A febre da bitcoin se baseia no princípio das correntes e das pirâmides, vigarice bastante conhecida no mundo, desde pelo menos o início do século 20, nos Estados Unidos, com um sujeito chamado Ponzi. Os esquemas Ponzi foram combatidos pelas autoridades, mas a avidez de ganhar dinheiro a partir de dinheiro (D gerando D´, segundo Marx) contaminou muita gente.

O maior estouro de esquemas Ponzi de todos os tempos aconteceu sob a batuta do americano Bernie Madoff. Sua pirâmide rendeu bilhões de dólares. No bojo da crise financeira mundial iniciada em 2008, ele foi condenado à prisão nos Estados Unidos. Entretanto, Madoff era um primitivo em termos de tecnologia de informação. Foi depois que surgiram, paralelamente ao bitcoin, avalanches de esquemas Ponzi no mundo. 

O sistema, não fosse uma picaretagem Ponzi, parece magnífico. Você pode aplicar qualquer coisa, digamos, R$ 1. Os supercomputadores cuidam do resto. A valorização da aplicação em tempo real, sinalizada pela entrada no esquema de outros ingênuos, dá a impressão de uma fortíssima alta em tempo recorde. 

Contudo, animados pelo próprio sucesso, alguns dos milhares de iniciadores de esquemas bitcoins não se limitam à propaganda boca a boca. Desafiando governos e a polícia, anunciam moedas virtuais sem qualquer escrúpulo. Uma delas, chamada Ethereum, chega a atrair crianças para o jogo: são ensinadas a aplicar um dólar, aprendendo didaticamente como fazê-lo. É a aparente parafernália tecnológica que envolve a bitcoin que a torna supostamente invulnerável. Ela é apoiada, também, em ideologia, na medida em que os bilionários do Fórum Econômico de Davos não gostam de pagar impostos, e a bitcoin é uma forma de ganhar dinheiro sem pagar imposto. Não há nenhuma dificuldade em liquidar com criptomoedas. Basta o governo querer. 

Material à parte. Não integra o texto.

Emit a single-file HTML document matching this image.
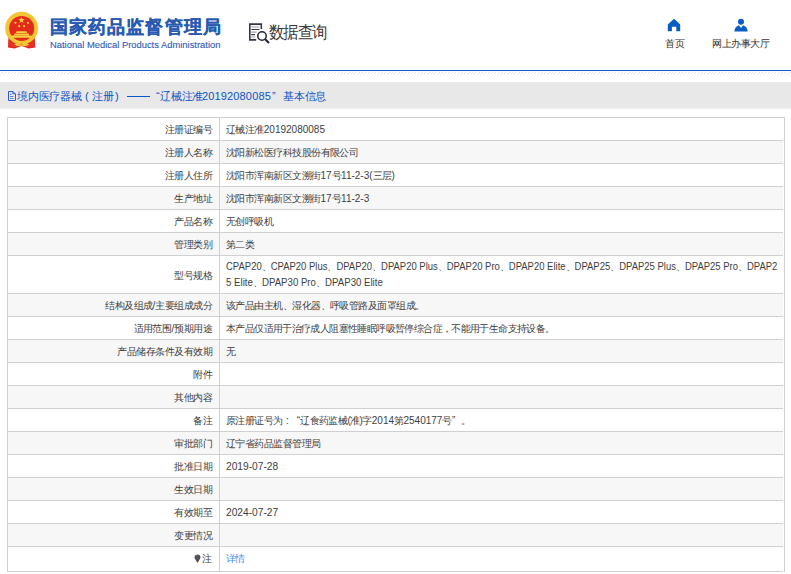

Se estivéssemos diante de quebra de empresas produtivas, como as grandes construtoras nacionais quase liquidadas pela Lava Jato, eu teria escrúpulos em contribuir para a desmontagem desse esquema. Como estou diante de pura especulação, ou de homens e mulheres que se tornaram adoradores de Mamon, agradeço aos céus a oportunidade de ajudar a estourar esse pseudomercado apoiado em pura especulação.

Em 1983 e 1984, escrevi três livros denunciando escândalos financeiros da ditadura, esta já em seu final. Na maior parte eram fatos históricos, mas houve pelo menos um relativo a empresa em atividade, a Delfin. Eram inequívocas minhas provas de conluio entre a empresa e o governo. Mesmo assim lamentei pelos 3 mil empregos ameaçados e aderi à campanha pela absorção dos desempregados pela CEF. Agora, como se trata sobretudo de especuladores, terão de se virar, já que o governo não terá como bancar todos, aqui e lá fora. Em verdade vos digo: este é o fim da financeirização extrema da economia capitalista.